EXPERIMENTAL STUDY ON THE EFFECT OF CROSS-SECTIONAL AREA RATIO BETWEEN TUNNEL AND SHAFT ON PLUG-HOLING PHENOMENA IN SHALLOW UNDERGROUND TUNNELS
Free (open access)
379 - 385
KUN HYUK SUNG, HONG SUN RYOU
Urban railways have been widely constructed due to high economic and operational efficiency compared with other traffic systems. In the other hands, urban railways on the grounds cause severe traffic congestion as well as noise and vibrations. In addition, fire accidents in underground tunnels causes many causalities due to suffocation. To solve the drawbacks around world, many researches in various fields have been conducted to utilize underground spaces, e.g., shallow underground tunnels.

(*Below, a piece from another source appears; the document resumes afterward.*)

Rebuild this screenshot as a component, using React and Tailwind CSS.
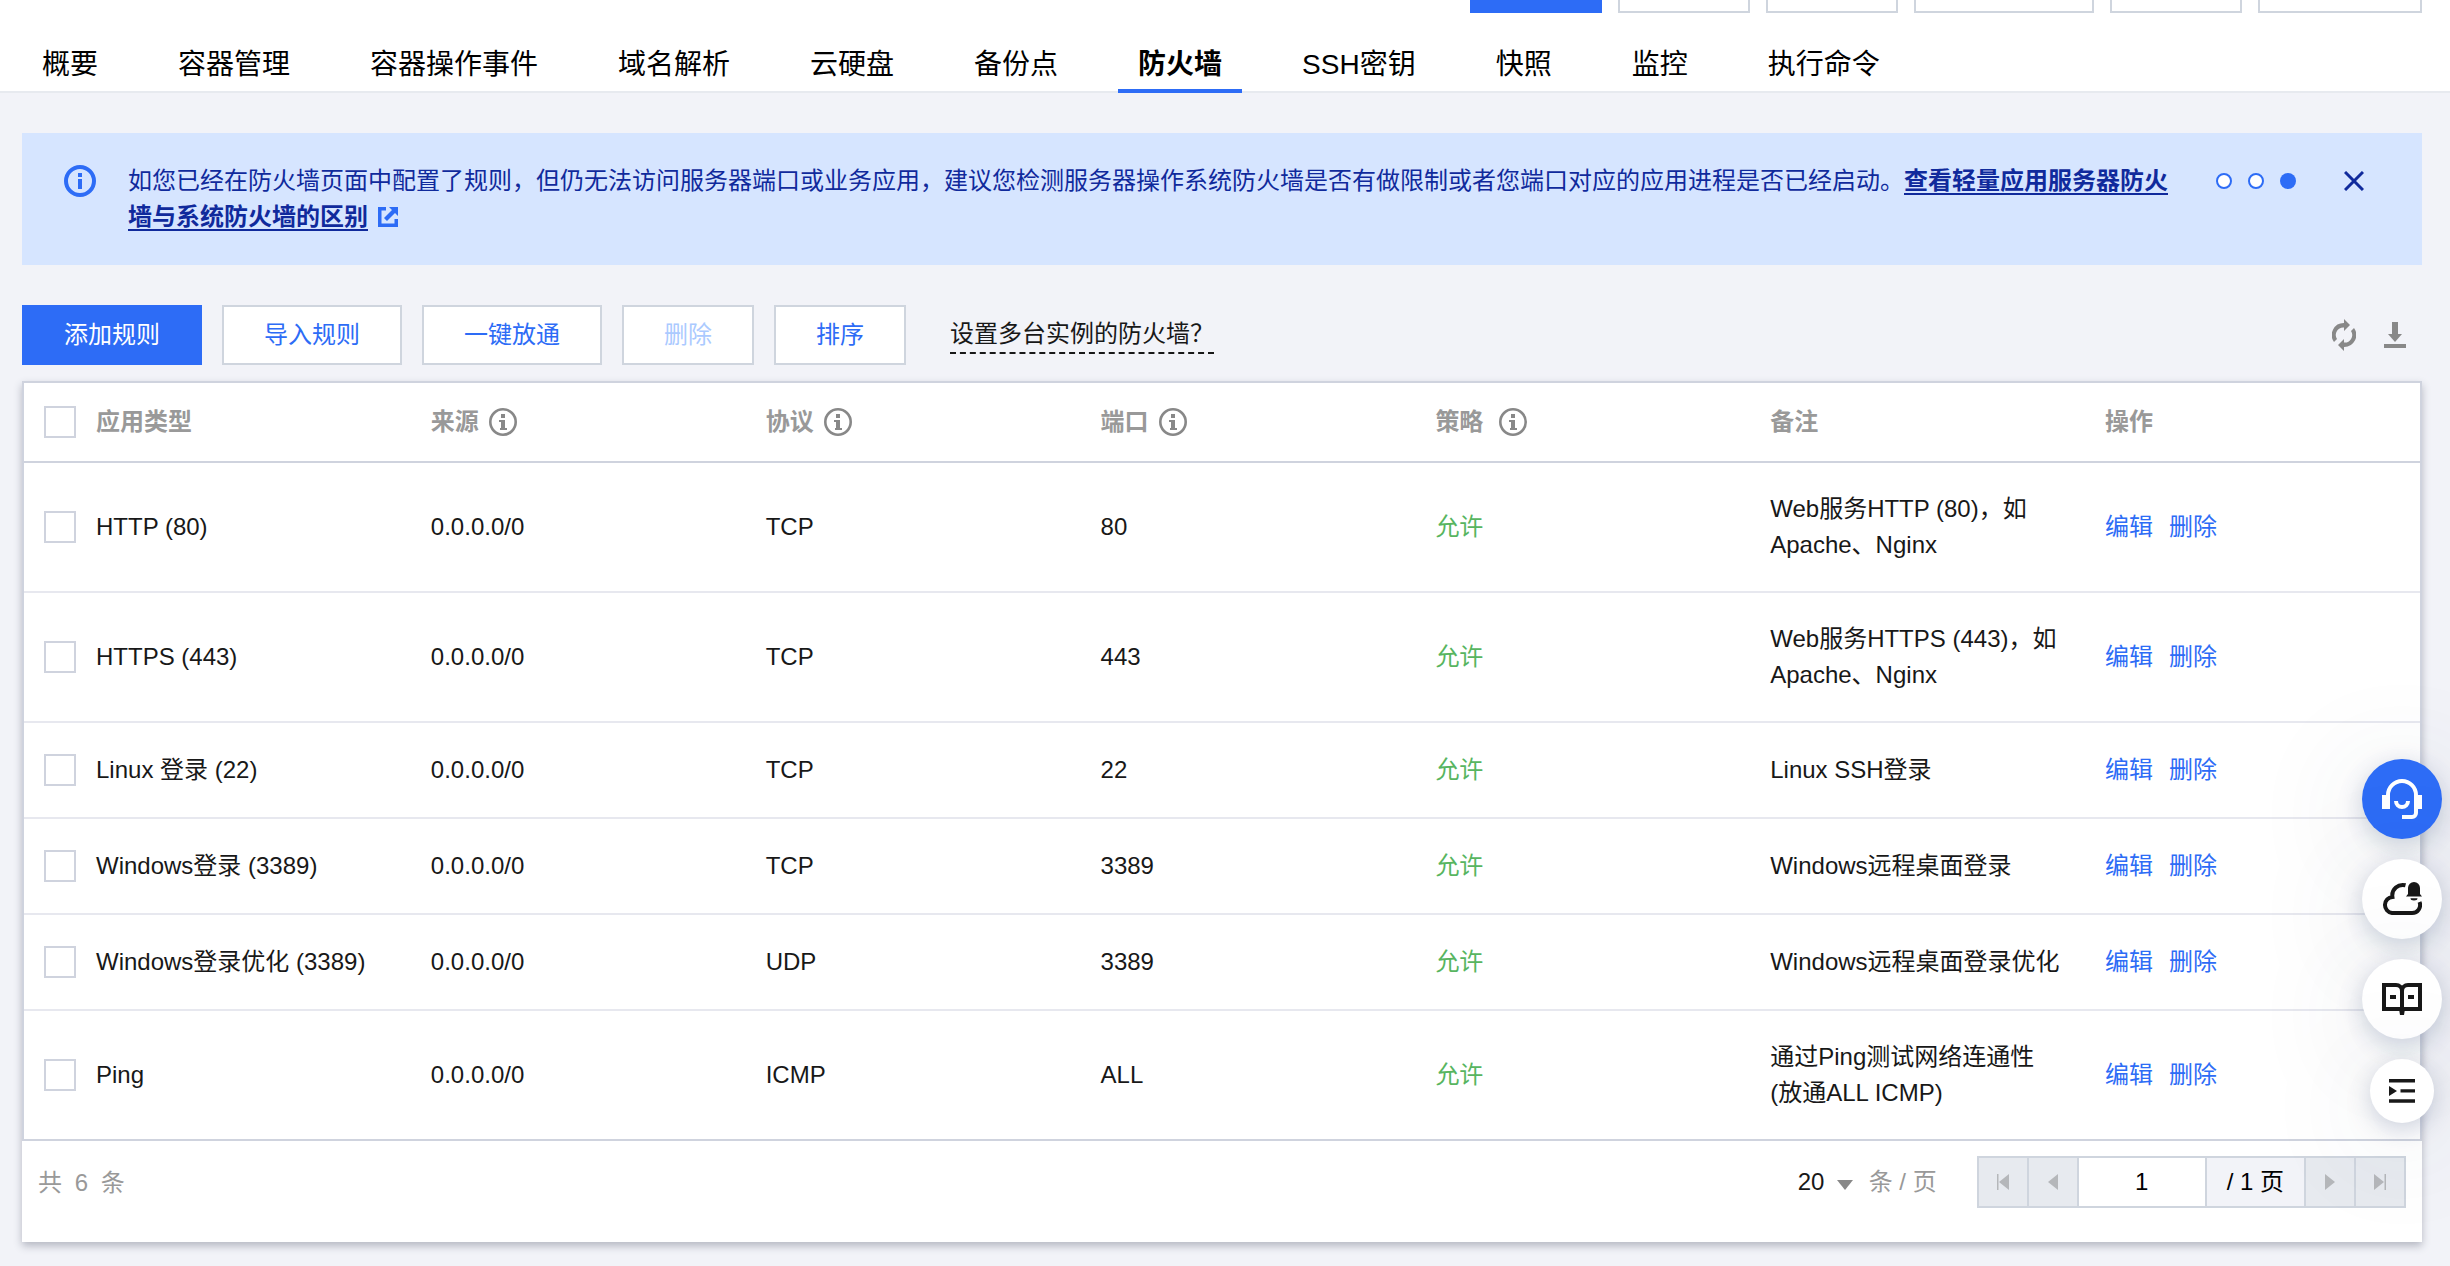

Natural ventilation systems (NVS) have been widely used for exhausting smoke flows in shallow underground tunnels due to convenience in installation, maintenance and low cost. When the plug-holing phenomena occurs in NVS, the actual smoke ventilation rate becomes smaller than the design value due to fresh air inflows below smoke layer. The phenomena correlate relative intensity ratio between horizontal flow and vertical flow immediately below the shaft. Therefore, tunnel geometrics can affect the plug-holing occurrence even fire size is equivalent. In this study, we experimentally investigated the effect of area ratio on the plug-holing phenomena in shallow underground tunnels. The area ratio is defined as the cross-sectional area ratio of shaft to tunnel. To change the area ratio, the only shaft size was changed in the same model tunnel in 1/20 reduced scale. Experiments were carried out for four area ratios (AR) of 0.054, 0.071, 0.09 and 0.11. Also, fire size was fixed to 11.49 kW. As the results, the plug-holing occurred in case of AR = 0.071, 0.09 and 0.11. As the area ratio increases, vertical flow through the shaft becomes relatively stronger than the ceiling jet flow in tunnel due to an increase in the exhaust rate of smoke, it causes that the fresh air below the smoke layer can be entrained into the shaft directly. Consequently, the potential for the occurrence of plug-holing increases as the area ratio increases.